Brasserie Dunham : Something for Everyone in the Centre of Town

Published on Aug 12, 2021

For the past 10 years, Brasserie Dunham has been a go-to spot in the area for its fun atmosphere and its approachable, unique and creative beers.

By Rose Normandin

To get to the Eastern Townships, visitors often take Highway 10, a flat and fairly boring route. It’s quick and efficient, but the adventure really begins when you get off the highway. For those who feel like exploring, there are lovely villages along Route 202, nestled in a pastoral setting you’ll enjoy getting lost in. You can follow in the footsteps of our bootlegging ancestors by going further into the countryside toward the US border, where you’ll discover quaint towns reminiscent of New England, such as Saint-Armand, Pigeon Hill and Frelighsburg. To come back, take Route 213, which becomes Rue Principale when you reach the charming town of Dunham. Take in the historic character of the stone houses, then stop off at the most impressive building in town for a drink and a bite to eat.

The Relais de la Diligence, built around 1865, initially served as a post office, then as a hotel for travellers making the journey from the United States to Montréal. Still a hub for local residents, over the decades, the building has housed a number of shops, services and restaurants. For nearly 10 years, it has been home to Brasserie Dunham, along with its pub and farm-to-table restaurant, where you can enjoy beers brewed with passion and creativity. The establishment is part of the Brasseurs des Cantons Circuit, which links some 20 microbreweries in the area.
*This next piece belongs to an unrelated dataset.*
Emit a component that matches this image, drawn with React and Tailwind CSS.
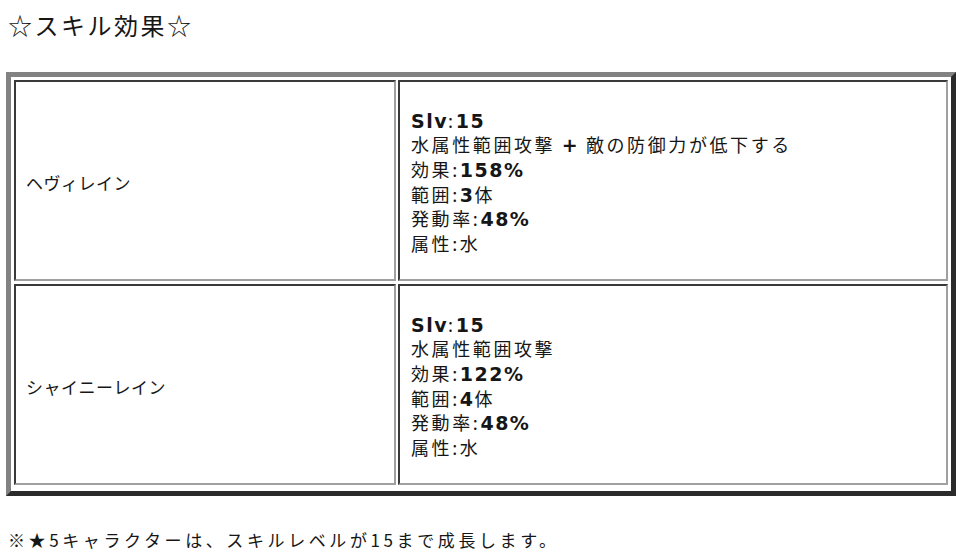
import React from "react";

const B = ({ children }) => (
  <span className="font-['DejaVu_Sans','Noto_Sans_CJK_JP',sans-serif] font-bold tracking-[1.5px] text-[19px]">{children}</span>
);

const L = ({ children }) => <div className="h-[24.6px] leading-[24.6px] whitespace-nowrap">{children}</div>;

function SkillCell({ desc, effect, range, rate }) {
  return (
    <div className="flex flex-col justify-center pt-[2px] pl-[11px] border-2 border-t-[#3a3a3a] border-l-[#3a3a3a] border-r-[#a0a0a0] border-b-[#a0a0a0] text-[18px] tracking-[2.6px]">
      <L>
        <B>Slv</B>:<B>15</B>
      </L>
      <L>{desc}</L>
      <L>
        効果:<B>{effect}</B>
      </L>
      <L>
        範囲:<B>{range}</B>体
      </L>
      <L>
        発動率:<B>{rate}</B>
      </L>
      <L>属性:水</L>
    </div>
  );
}

function NameCell({ name }) {
  return (
    <div className="flex items-center pt-[5px] pl-[10px] border-2 border-t-[#3a3a3a] border-l-[#3a3a3a] border-r-[#a0a0a0] border-b-[#a0a0a0] text-[17px] leading-[24px] tracking-[0.5px]">
      {name}
    </div>
  );
}

export default function App() {
  return (
    <div className="w-[960px] h-[556px] overflow-hidden bg-white text-[#161616] font-['Noto_Sans_CJK_JP',sans-serif]">
      <div className="pl-[8px] pt-[7px] h-[43px] leading-[36px] text-[24px] tracking-[2.5px]">
        ☆スキル効果☆
      </div>
      <div className="mt-[29px] ml-[6px] w-[950px] h-[424px] border-[5px] border-t-[#828282] border-l-[#828282] border-r-[#2b2b2b] border-b-[#2b2b2b] pt-[3px] pl-[3px] pr-[3px] pb-[6px] grid grid-cols-[382px_550px] grid-rows-[201px_201px] gap-x-[2px] gap-y-[3px]">
        <NameCell name="ヘヴィレイン" />
        <SkillCell
          desc={
            <>
              水属性範囲攻撃 <B>+</B> 敵の防御力が低下する
            </>
          }
          effect="158%"
          range="3"
          rate="48%"
        />
        <NameCell name="シャイニーレイン" />
        <SkillCell desc="水属性範囲攻撃" effect="122%" range="4" rate="48%" />
      </div>
      <div className="mt-[32px] pl-[8px] text-[17px] leading-[24px] tracking-[3.6px]">
        ※★5キャラクターは、スキルレベルが15まで成長します。
      </div>
    </div>
  );
}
Beer lovers regularly fill its patio’s picnic tables and drop into its shop for one-of-a-kind brews.

Les propriétaires Sébastien Gagnon, Éloi Deit et Simon Gaudreault (©Simon Jodoin)

Standout beers

The brewery was initially the vision of Sébastien Gagnon, who had taken over Brasseurs et Frères. Éloi Deit, an expert brewer at Cheval blanc in Montréal, also joined the enterprise. A few years later, Simon Gaudreault eagerly jumped on board to spread his love of craft beers and, as he puts it, “develop a thirst for them.” Over the years, they have built a group of dedicated employees with a range of experience, all of whom share the same curiosity and desire to make the microbrewery a success.
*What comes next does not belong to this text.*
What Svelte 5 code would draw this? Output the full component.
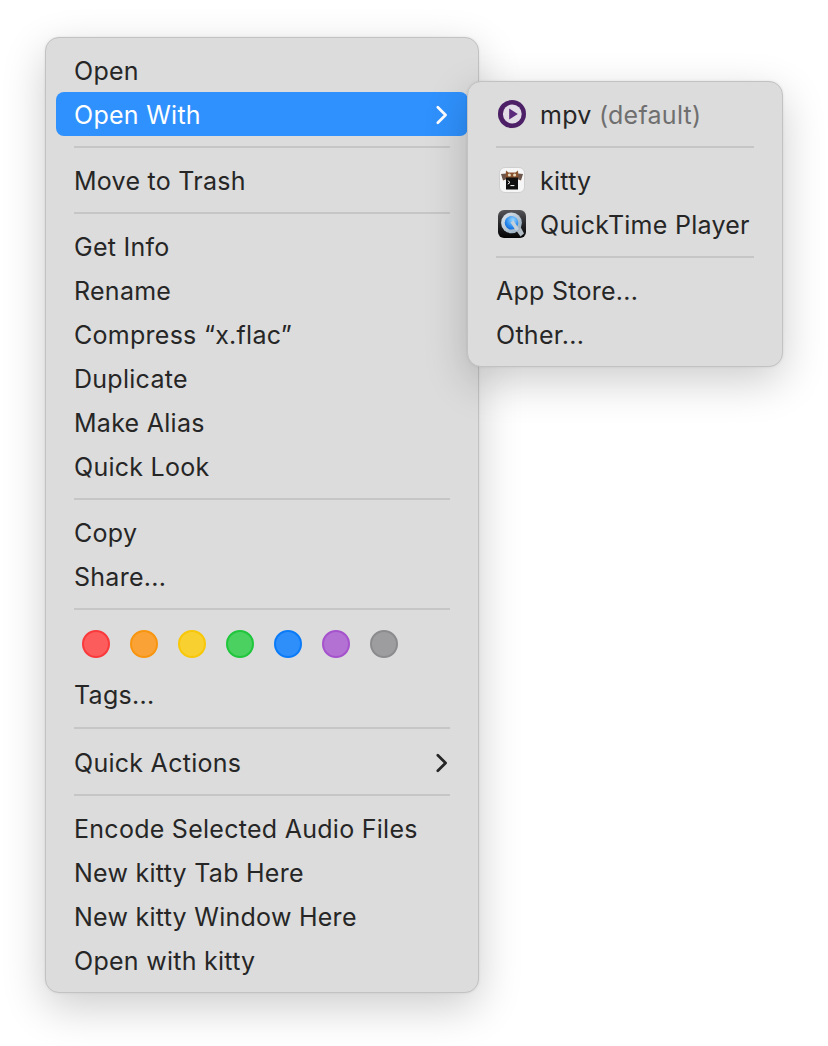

“What sets Brasserie Dunham apart is our large selection of beers. We excel at several styles,” explained Simon Gaudreault. “Some of our specialty beers are aged in oak barrels that have contained wine or spirits from around the world. We also work a lot with wild yeast and acidifying bacteria. That can give the beers a more sour, sometimes winelike profile, and makes them bold and original.”

Due to its microclimate, not only is Dunham a first-class winemaking region in Québec, but it also attracts farmers who grow a wide range of products. The brewery incorporates local products into its experimentations, such as honey, flowers, maple syrup and fruit. Clearly, collaboration is key, even necessary, for the brewery owners. It comes through in the varied charateristics of their beers, as well as in the restaurant’s menus and on their bottle labels. Simon Bossé, artist in residence with a silkscreen printing workshop upstairs, recruits other artists in Québec, the United States and Europe to create labels for the microbrewery. They take inspiration from the beers and their development process to produce an image that reflects the product, confirming the unique identity of every aspect of Brasserie Dunham.
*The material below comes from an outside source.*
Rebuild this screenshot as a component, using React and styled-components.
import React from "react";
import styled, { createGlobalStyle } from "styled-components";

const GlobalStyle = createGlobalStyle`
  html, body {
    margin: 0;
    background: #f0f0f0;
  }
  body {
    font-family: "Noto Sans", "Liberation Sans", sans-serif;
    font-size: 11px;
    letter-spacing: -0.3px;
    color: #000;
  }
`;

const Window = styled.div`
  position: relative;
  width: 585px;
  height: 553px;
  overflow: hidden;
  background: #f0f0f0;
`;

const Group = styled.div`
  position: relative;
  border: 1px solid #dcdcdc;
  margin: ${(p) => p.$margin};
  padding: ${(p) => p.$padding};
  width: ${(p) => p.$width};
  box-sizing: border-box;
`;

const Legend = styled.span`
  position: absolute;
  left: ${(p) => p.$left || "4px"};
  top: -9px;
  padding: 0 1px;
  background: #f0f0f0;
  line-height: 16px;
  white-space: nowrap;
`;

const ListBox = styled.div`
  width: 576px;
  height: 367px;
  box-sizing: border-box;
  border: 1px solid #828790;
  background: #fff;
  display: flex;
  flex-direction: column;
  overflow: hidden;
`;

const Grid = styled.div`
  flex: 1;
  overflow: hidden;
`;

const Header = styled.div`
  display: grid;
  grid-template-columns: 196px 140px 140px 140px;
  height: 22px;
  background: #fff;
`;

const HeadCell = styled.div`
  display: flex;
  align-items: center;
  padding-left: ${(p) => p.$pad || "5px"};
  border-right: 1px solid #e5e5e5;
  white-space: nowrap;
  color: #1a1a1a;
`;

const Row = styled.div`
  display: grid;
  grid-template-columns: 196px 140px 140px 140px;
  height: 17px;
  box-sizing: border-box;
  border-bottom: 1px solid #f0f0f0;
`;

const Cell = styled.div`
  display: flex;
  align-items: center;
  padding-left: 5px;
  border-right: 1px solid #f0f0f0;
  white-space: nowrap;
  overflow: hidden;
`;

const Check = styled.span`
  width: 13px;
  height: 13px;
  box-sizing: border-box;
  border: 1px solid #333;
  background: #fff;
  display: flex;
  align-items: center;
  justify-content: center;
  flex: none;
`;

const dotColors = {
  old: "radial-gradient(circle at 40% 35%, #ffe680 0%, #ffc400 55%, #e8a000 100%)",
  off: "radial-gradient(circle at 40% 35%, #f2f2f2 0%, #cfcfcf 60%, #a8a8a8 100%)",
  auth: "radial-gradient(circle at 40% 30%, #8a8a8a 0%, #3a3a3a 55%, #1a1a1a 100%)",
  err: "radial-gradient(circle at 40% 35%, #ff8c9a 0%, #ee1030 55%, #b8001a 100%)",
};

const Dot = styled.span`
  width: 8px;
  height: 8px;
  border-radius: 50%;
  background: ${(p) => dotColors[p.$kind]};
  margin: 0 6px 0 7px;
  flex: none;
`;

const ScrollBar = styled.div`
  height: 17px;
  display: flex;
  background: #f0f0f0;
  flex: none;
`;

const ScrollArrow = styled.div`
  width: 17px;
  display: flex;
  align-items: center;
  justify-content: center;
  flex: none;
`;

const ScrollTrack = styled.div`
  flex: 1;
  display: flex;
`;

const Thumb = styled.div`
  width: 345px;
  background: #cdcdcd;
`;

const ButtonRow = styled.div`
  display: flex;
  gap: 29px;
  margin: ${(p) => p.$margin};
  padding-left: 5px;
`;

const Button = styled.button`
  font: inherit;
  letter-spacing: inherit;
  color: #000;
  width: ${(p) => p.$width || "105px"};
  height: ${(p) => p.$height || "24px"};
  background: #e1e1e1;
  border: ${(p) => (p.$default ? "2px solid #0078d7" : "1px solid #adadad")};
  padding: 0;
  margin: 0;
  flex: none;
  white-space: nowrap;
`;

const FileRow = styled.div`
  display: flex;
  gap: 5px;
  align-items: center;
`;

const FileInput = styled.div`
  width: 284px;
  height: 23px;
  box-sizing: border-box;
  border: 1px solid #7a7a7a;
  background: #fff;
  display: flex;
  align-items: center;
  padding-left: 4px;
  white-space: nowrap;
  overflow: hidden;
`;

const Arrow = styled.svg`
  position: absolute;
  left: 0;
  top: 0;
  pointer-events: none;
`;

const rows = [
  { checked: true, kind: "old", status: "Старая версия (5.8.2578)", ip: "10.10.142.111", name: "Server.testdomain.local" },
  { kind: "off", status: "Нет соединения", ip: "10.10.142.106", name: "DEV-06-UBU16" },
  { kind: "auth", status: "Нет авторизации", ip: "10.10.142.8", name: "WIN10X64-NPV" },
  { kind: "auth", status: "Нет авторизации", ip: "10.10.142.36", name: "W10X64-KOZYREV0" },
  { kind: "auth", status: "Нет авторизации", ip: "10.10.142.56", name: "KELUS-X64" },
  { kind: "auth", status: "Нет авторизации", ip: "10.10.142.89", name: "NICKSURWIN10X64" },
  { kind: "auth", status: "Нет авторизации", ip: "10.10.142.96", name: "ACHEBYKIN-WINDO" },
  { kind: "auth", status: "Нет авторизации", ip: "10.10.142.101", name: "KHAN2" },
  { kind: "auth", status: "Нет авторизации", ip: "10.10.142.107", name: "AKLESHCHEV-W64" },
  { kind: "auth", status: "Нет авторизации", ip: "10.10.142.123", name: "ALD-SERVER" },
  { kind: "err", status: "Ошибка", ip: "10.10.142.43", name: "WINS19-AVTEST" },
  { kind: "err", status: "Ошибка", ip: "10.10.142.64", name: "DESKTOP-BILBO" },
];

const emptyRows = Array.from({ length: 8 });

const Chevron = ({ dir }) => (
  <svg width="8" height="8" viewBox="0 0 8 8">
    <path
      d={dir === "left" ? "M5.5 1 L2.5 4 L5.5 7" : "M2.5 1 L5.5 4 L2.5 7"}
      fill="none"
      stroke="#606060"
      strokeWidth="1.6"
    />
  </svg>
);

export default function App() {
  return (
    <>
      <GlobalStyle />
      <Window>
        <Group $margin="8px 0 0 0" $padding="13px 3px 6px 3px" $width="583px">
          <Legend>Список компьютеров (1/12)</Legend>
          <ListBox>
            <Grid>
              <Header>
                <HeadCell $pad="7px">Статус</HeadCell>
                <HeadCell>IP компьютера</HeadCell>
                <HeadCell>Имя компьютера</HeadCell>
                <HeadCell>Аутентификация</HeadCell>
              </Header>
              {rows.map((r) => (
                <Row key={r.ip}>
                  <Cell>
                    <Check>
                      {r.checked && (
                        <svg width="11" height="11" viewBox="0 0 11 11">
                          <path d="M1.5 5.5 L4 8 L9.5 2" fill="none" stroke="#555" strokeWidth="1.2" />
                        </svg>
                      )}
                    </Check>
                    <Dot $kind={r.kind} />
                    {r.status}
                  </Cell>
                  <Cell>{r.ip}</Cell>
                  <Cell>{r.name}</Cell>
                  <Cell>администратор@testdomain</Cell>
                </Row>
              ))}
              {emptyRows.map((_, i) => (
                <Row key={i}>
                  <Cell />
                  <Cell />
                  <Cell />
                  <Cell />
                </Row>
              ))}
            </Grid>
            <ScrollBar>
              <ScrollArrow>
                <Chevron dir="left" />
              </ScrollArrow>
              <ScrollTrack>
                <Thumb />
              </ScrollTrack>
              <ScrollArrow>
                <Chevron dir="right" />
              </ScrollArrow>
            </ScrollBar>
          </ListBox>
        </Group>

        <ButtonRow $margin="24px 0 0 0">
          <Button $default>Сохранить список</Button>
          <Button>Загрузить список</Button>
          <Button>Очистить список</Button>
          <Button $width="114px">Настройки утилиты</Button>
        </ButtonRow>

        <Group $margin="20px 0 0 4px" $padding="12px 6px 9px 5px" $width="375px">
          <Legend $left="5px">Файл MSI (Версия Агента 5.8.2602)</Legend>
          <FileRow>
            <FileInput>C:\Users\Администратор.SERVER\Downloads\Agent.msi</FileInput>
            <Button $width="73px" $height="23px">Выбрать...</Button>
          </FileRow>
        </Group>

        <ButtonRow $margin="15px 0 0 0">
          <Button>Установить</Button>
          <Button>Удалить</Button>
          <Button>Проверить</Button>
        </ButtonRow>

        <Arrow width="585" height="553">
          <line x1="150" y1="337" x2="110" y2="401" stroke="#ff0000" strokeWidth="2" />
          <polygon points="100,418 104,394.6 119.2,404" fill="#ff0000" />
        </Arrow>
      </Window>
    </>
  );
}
However, it would be a mistake to think that this focus on experimentation and originality makes the beers unapproachable. The artisans at Brasserie Dunham believe that boldness and drinkability go hand in hand and that just because the flavours are surprising, they aren’t necessarily an acquired taste. They express their creativity through a refined product in order to offer a diverse line of accessible beers for every palate.

“A lot of people walk in and they don’t really know what they want to drink,” said Simon. “They discover a host of products with a variety of flavour profiles that are approachable, generally have mass appeal, and aren’t overly sour, bitter or high in alcohol content. There’s something for everyone.”

In the centre of town

While microbreweries have become extremely popular across Québec and have changed the drinking habits of Quebecers, their role in bringing people together is also very important to the owners.

“The local residents live in fairly small villages, where it’s difficult to get together and talk, so people come here to catch up and make plans. The space also become a cultural and artistic hub, where interaction is key. I think it’s very fitting to have a local brewpub in the centre of town.”

While a number of Québec retailers sell Brasserie Dunham products, the shop has a few exclusive, small-batch items, with slightly more eccentric profiles. So if you make the trip to this historic spot, not only will you get a taste of the region, but you may leave with a few rare treasures in your bag.